» Requirements: Reproduce the listing exactly, with no pictures in your copy.

» Supplied material:
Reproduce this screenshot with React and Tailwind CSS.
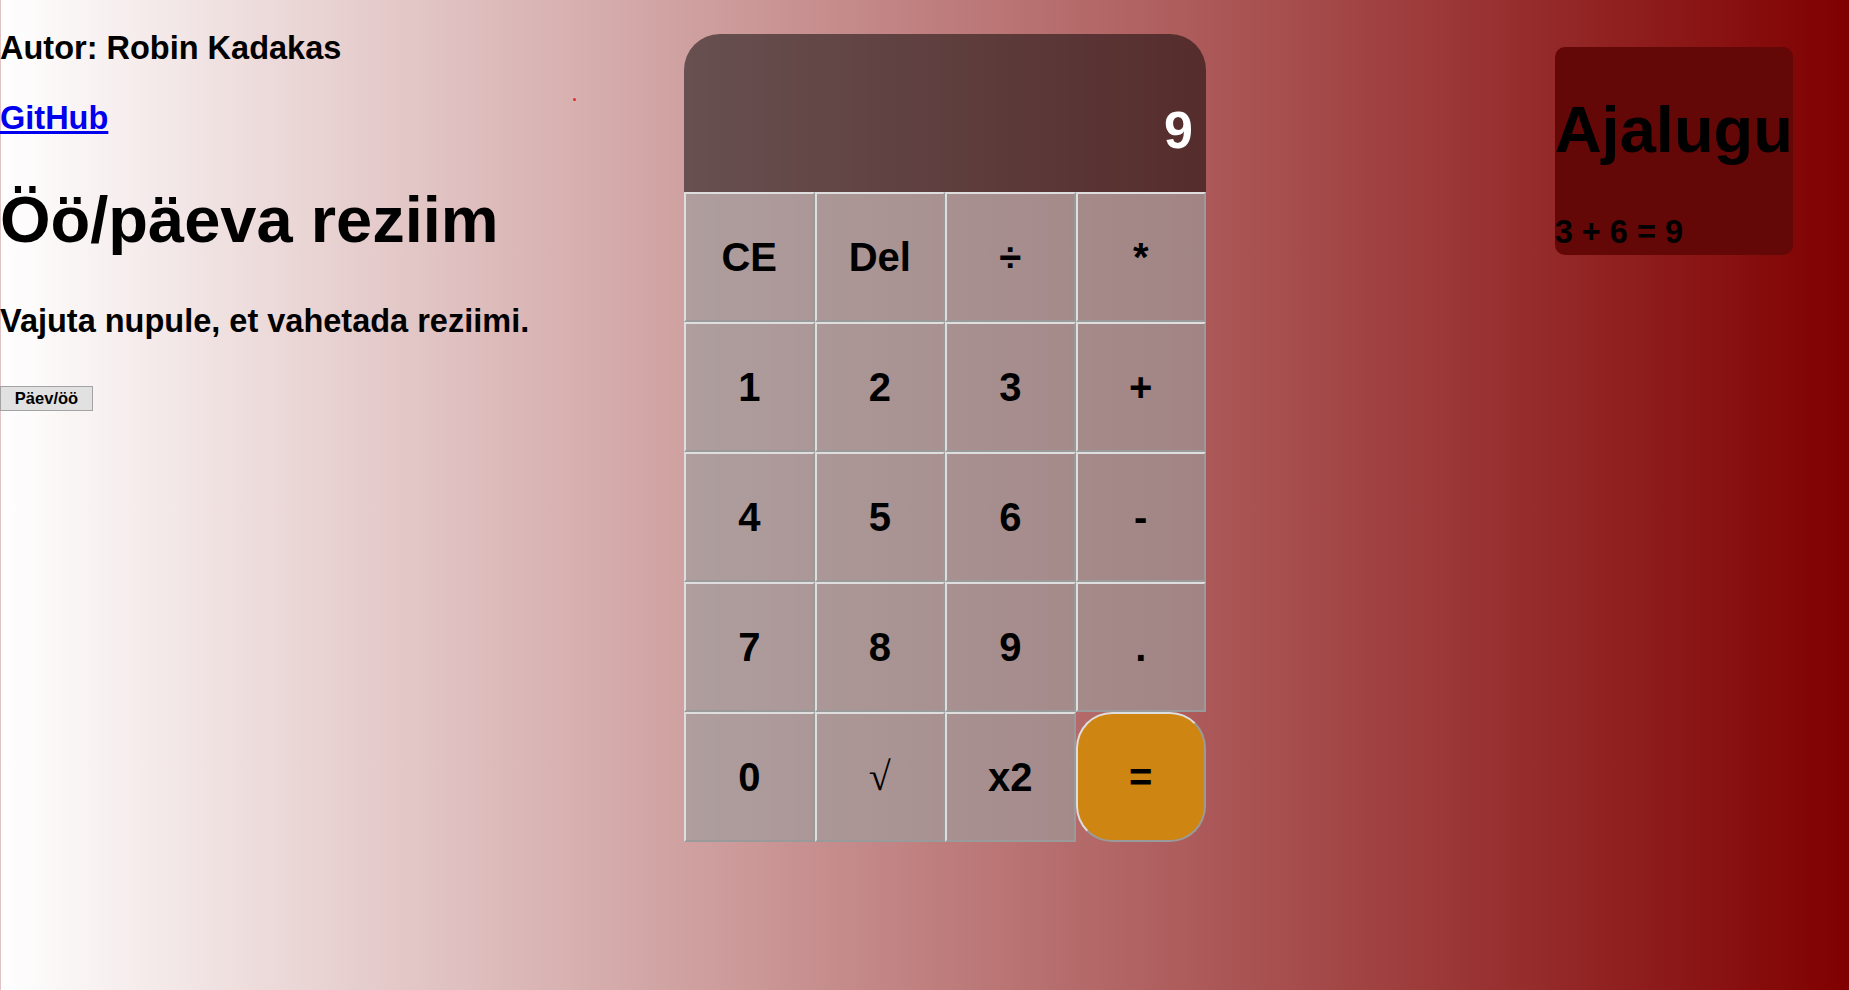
import React from 'react';

const keys = [
  'CE', 'Del', '÷', '*',
  '1', '2', '3', '+',
  '4', '5', '6', '-',
  '7', '8', '9', '.',
  '0', '√', 'x2', '=',
];

const CalcKey = ({ label }) => {
  const isEquals = label === '=';
  const isRoot = label === '√';
  return (
    <button
      className={
        'h-[130px] flex items-center justify-center border-2 border-t-[#dedede] border-l-[#dedede] border-r-[#9a9a9a] border-b-[#9a9a9a] text-[40px] leading-none text-black ' +
        (isRoot ? "font-normal font-['Liberation_Serif',serif] " : 'font-bold ') +
        (isEquals ? 'bg-[#ce8511] rounded-[36px]' : 'bg-[#9d9d9da3]')
      }
    >
      {label}
    </button>
  );
};

const App = () => {
  return (
    <div className="min-h-screen w-full flex bg-[linear-gradient(to_right,#ffffff,#800000)] shadow-[inset_1px_0_0_#e2c4c7] font-['Liberation_Sans',Arial,sans-serif] text-black">
      {/* left info column */}
      <div className="relative w-[684px] shrink-0 flex flex-col items-start">
        <p className="pt-[32px] text-[32.5px] font-bold leading-none">Autor: Robin Kadakas</p>
        <a href="#" className="mt-[37.5px] text-[32.5px] font-bold leading-none text-[#0000ee] underline">
          GitHub
        </a>
        <h1 className="mt-[52px] text-[65px] font-bold leading-none">Öö/päeva reziim</h1>
        <p className="mt-[53.5px] text-[32.5px] font-bold leading-none">Vajuta nupule, et vahetada reziimi.</p>
        <button className="mt-[48px] w-[93px] h-[25px] bg-[#e1e1e1] border border-[#a3a3a3] text-[16.5px] font-bold leading-none">
          Päev/öö
        </button>
        <span className="absolute left-[573px] top-[98px] w-[3px] h-[3px] rounded-full bg-[#e02a2a]" />
      </div>

      {/* calculator */}
      <div className="mt-[34px] w-[522px] shrink-0 self-start">
        <div className="h-[158px] rounded-t-[36px] bg-black/50 flex items-end justify-end pr-[13px] pb-[36px] text-white text-[52px] font-bold leading-none">
          9
        </div>
        <div className="grid grid-cols-4">
          {keys.map((k) => (
            <CalcKey key={k} label={k} />
          ))}
        </div>
      </div>

      {/* history */}
      <div className="flex-1 flex justify-end items-start pr-[56px]">
        <div className="mt-[47px] rounded-[10px] bg-[#630707] pt-[50px] pb-[6px]">
          <h2 className="text-[65px] font-bold leading-none">Ajalugu</h2>
          <p className="mt-[54px] text-[32.5px] font-bold leading-none">3 + 6 = 9</p>
        </div>
      </div>
    </div>
  );
};

export default App;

» Exercise response:
Reproduce this screenshot with React and Tailwind CSS.
import React from 'react';

const keys = [
  'CE', 'Del', '÷', '*',
  '1', '2', '3', '+',
  '4', '5', '6', '-',
  '7', '8', '9', '.',
  '0', '√', 'x2', '=',
];

const CalcKey = ({ label }) => {
  const isEquals = label === '=';
  const isRoot = label === '√';
  return (
    <button
      className={
        'h-[130px] flex items-center justify-center border-2 border-t-[#dedede] border-l-[#dedede] border-r-[#9a9a9a] border-b-[#9a9a9a] text-[40px] leading-none text-black ' +
        (isRoot ? "font-normal font-['Liberation_Serif',serif] " : 'font-bold ') +
        (isEquals ? 'bg-[#ce8511] rounded-[36px]' : 'bg-[#9d9d9da3]')
      }
    >
      {label}
    </button>
  );
};

const App = () => {
  return (
    <div className="min-h-screen w-full flex bg-[linear-gradient(to_right,#ffffff,#800000)] shadow-[inset_1px_0_0_#e2c4c7] font-['Liberation_Sans',Arial,sans-serif] text-black">
      {/* left info column */}
      <div className="relative w-[684px] shrink-0 flex flex-col items-start">
        <p className="pt-[32px] text-[32.5px] font-bold leading-none">Autor: Robin Kadakas</p>
        <a href="#" className="mt-[37.5px] text-[32.5px] font-bold leading-none text-[#0000ee] underline">
          GitHub
        </a>
        <h1 className="mt-[52px] text-[65px] font-bold leading-none">Öö/päeva reziim</h1>
        <p className="mt-[53.5px] text-[32.5px] font-bold leading-none">Vajuta nupule, et vahetada reziimi.</p>
        <button className="mt-[48px] w-[93px] h-[25px] bg-[#e1e1e1] border border-[#a3a3a3] text-[16.5px] font-bold leading-none">
          Päev/öö
        </button>
        <span className="absolute left-[573px] top-[98px] w-[3px] h-[3px] rounded-full bg-[#e02a2a]" />
      </div>

      {/* calculator */}
      <div className="mt-[34px] w-[522px] shrink-0 self-start">
        <div className="h-[158px] rounded-t-[36px] bg-black/50 flex items-end justify-end pr-[13px] pb-[36px] text-white text-[52px] font-bold leading-none">
          9
        </div>
        <div className="grid grid-cols-4">
          {keys.map((k) => (
            <CalcKey key={k} label={k} />
          ))}
        </div>
      </div>

      {/* history */}
      <div className="flex-1 flex justify-end items-start pr-[56px]">
        <div className="mt-[47px] rounded-[10px] bg-[#630707] pt-[50px] pb-[6px]">
          <h2 className="text-[65px] font-bold leading-none">Ajalugu</h2>
          <p className="mt-[54px] text-[32.5px] font-bold leading-none">3 + 6 = 9</p>
        </div>
      </div>
    </div>
  );
};

export default App;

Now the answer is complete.